* **WRITTEN TASK**
Every line that contains "this" counts once; give the total number of such lines, with no other words.

* **SUPPLIED ENTRIES**
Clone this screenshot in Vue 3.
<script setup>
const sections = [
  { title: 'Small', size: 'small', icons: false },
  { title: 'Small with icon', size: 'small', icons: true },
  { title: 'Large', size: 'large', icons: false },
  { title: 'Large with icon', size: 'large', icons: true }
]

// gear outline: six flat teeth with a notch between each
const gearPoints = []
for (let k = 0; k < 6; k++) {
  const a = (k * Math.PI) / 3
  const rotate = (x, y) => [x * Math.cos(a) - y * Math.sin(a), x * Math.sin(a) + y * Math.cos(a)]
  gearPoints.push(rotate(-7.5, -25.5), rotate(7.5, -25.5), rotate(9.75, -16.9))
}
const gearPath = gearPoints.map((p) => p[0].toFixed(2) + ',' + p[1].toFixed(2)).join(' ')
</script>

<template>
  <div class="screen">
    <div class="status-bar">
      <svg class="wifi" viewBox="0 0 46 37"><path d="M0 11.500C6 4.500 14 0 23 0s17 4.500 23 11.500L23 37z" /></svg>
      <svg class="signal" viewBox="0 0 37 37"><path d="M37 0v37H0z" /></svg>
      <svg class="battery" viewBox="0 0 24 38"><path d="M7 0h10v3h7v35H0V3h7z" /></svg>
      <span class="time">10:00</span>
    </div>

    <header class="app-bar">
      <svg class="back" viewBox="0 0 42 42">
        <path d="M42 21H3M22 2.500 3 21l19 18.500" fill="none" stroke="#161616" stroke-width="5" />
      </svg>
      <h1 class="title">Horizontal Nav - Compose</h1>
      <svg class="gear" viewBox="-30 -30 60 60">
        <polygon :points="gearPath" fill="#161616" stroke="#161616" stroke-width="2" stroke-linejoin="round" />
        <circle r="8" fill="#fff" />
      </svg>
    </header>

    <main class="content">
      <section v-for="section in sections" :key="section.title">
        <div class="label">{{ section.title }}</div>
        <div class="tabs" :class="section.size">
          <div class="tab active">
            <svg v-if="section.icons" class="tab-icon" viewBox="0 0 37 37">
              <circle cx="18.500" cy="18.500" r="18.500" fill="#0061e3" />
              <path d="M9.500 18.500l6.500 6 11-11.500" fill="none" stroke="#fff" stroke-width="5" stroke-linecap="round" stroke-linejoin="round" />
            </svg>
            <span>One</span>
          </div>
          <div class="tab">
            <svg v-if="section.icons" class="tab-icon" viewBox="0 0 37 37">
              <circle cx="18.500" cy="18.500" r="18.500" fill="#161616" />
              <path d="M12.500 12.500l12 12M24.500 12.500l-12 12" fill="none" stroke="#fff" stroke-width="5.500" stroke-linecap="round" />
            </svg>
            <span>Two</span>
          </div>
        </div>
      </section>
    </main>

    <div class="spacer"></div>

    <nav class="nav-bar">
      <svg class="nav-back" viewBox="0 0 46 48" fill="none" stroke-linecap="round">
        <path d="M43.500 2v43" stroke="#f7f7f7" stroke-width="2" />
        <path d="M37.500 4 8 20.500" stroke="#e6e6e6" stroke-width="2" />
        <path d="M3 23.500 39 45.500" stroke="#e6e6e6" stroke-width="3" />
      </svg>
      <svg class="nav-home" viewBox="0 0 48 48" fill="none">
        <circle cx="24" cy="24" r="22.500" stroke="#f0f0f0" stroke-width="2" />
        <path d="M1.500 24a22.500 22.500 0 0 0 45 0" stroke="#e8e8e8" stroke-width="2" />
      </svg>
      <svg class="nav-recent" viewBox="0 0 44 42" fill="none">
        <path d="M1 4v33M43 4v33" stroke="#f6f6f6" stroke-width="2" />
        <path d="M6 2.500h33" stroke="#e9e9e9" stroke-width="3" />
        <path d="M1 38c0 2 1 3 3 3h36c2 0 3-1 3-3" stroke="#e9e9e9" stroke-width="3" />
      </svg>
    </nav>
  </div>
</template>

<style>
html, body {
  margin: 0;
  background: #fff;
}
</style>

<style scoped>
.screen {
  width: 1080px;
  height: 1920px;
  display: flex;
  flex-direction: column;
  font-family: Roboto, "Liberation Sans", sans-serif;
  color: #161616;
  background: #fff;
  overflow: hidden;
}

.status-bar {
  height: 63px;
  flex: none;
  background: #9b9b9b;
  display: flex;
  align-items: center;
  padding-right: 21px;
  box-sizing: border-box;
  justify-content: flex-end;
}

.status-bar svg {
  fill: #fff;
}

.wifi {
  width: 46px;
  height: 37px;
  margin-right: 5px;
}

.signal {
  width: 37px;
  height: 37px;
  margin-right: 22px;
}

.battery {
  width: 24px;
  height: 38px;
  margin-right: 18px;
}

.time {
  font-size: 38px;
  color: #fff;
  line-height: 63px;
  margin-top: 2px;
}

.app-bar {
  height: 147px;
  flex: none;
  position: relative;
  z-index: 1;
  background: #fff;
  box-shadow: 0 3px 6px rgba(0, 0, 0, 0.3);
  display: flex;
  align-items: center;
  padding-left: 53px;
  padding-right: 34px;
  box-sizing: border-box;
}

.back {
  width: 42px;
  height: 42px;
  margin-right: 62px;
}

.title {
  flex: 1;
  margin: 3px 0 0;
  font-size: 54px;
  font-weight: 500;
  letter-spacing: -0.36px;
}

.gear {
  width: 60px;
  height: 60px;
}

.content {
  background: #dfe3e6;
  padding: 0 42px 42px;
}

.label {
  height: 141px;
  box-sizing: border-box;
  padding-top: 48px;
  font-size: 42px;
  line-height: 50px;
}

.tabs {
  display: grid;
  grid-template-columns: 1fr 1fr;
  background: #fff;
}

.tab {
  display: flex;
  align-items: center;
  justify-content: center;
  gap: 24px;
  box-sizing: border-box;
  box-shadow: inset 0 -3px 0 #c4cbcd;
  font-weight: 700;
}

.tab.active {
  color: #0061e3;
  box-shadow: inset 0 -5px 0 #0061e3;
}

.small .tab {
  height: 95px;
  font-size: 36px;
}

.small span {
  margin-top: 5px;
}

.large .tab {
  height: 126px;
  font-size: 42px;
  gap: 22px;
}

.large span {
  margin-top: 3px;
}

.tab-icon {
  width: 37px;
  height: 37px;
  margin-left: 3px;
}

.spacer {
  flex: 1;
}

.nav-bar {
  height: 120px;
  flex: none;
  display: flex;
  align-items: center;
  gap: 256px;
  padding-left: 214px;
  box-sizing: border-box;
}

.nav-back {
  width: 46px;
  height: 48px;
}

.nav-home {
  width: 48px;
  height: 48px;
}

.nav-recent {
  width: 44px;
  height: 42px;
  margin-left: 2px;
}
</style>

---

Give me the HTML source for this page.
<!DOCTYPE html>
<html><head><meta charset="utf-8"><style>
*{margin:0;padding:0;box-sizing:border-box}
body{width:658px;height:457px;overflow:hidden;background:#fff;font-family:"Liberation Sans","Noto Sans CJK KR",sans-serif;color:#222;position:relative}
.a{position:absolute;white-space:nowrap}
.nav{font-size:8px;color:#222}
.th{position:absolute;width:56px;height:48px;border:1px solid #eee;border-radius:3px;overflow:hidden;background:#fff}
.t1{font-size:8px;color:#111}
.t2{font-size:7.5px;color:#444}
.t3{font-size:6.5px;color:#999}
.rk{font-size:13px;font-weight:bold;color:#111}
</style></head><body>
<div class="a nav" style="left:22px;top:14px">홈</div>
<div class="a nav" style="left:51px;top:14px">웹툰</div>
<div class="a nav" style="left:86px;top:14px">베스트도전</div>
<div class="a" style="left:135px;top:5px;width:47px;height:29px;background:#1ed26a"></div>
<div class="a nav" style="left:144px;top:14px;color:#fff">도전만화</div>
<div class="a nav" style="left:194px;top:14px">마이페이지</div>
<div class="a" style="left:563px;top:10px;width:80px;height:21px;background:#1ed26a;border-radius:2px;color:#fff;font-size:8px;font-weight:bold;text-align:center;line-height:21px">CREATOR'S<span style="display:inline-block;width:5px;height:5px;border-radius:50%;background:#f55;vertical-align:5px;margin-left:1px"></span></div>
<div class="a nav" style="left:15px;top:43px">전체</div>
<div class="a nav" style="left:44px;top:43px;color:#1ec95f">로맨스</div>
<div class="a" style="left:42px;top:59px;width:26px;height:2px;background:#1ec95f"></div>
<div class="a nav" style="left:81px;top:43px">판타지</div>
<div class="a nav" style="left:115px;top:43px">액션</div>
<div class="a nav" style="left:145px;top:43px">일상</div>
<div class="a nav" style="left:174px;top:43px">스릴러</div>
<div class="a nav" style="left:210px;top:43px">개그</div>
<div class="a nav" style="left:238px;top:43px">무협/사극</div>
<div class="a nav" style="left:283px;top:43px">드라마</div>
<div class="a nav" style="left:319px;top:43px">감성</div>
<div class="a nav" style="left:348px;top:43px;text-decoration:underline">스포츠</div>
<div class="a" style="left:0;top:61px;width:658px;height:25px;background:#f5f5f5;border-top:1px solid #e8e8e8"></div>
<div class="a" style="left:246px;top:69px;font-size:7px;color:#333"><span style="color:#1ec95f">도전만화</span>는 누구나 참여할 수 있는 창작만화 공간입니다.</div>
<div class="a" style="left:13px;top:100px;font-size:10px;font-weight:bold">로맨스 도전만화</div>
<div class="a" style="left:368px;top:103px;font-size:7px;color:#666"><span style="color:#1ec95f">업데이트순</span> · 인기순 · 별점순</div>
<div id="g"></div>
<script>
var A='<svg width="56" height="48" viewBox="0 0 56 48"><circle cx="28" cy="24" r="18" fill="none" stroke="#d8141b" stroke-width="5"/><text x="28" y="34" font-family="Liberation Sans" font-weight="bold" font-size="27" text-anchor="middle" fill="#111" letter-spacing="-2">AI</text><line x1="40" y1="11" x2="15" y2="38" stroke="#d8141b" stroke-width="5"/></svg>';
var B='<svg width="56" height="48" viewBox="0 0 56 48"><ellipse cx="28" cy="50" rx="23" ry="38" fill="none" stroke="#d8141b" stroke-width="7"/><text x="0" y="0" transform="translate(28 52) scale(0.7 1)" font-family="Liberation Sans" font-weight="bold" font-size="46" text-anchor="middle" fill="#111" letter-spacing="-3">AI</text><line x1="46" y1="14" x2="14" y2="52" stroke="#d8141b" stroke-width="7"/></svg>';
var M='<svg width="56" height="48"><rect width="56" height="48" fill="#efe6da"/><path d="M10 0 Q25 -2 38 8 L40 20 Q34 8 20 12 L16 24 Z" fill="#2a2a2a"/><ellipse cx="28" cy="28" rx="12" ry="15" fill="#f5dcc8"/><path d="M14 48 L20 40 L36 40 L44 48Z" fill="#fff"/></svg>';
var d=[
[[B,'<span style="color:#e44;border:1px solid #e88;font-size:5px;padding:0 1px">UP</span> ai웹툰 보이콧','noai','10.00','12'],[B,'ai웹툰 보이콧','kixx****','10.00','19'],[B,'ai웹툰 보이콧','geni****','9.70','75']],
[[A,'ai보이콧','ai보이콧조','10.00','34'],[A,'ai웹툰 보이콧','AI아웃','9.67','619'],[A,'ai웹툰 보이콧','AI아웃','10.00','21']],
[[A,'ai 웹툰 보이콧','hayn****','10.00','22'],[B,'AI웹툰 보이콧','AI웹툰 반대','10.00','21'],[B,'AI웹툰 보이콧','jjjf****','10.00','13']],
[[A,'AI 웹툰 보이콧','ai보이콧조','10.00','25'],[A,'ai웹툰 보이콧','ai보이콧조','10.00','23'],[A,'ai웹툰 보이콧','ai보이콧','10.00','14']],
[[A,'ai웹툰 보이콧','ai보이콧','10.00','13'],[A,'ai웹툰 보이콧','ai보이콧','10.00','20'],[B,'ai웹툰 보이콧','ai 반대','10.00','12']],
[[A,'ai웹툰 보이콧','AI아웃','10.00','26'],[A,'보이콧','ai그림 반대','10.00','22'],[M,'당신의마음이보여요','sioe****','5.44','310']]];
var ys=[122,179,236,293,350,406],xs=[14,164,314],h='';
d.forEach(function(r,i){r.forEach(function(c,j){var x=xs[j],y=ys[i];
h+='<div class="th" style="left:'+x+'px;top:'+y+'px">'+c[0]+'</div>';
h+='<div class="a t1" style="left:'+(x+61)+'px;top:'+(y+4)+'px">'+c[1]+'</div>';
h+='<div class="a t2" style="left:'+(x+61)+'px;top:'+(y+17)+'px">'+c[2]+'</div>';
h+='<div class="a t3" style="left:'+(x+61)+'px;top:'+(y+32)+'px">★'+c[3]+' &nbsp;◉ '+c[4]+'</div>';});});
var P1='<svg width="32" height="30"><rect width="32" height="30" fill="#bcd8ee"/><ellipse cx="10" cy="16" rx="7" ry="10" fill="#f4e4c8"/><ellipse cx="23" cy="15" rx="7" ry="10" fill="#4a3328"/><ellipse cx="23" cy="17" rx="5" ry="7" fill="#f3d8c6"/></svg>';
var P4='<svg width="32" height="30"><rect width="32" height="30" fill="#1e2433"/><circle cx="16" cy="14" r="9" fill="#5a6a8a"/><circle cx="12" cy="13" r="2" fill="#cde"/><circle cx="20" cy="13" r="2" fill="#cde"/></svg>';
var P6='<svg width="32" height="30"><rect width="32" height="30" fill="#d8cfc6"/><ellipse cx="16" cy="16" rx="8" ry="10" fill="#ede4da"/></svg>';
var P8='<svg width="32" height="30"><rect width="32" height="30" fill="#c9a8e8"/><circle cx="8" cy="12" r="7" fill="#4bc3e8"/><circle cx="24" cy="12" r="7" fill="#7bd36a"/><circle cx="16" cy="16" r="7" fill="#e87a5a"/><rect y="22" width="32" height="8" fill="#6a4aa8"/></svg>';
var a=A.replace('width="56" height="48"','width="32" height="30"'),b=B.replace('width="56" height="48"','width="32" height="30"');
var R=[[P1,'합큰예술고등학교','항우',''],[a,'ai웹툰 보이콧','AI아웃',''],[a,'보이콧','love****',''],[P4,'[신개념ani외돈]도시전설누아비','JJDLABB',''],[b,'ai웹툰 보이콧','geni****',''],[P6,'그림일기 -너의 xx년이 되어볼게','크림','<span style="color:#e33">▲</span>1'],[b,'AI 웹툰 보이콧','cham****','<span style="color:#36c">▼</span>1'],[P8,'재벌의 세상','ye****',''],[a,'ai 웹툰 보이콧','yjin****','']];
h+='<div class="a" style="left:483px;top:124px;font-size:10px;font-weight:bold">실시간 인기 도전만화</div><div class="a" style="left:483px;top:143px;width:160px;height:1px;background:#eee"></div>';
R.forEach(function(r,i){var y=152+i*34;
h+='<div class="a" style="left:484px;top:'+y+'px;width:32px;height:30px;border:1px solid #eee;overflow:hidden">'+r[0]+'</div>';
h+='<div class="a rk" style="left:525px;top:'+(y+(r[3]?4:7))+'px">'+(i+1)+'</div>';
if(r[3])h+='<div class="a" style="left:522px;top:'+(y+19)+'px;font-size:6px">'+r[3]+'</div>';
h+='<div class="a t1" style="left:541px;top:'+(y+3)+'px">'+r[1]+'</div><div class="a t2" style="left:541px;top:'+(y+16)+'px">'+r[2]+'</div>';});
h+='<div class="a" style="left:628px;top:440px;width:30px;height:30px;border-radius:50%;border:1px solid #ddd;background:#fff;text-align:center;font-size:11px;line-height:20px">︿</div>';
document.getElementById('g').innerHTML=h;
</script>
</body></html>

* **THE COMPLETED TASK**
2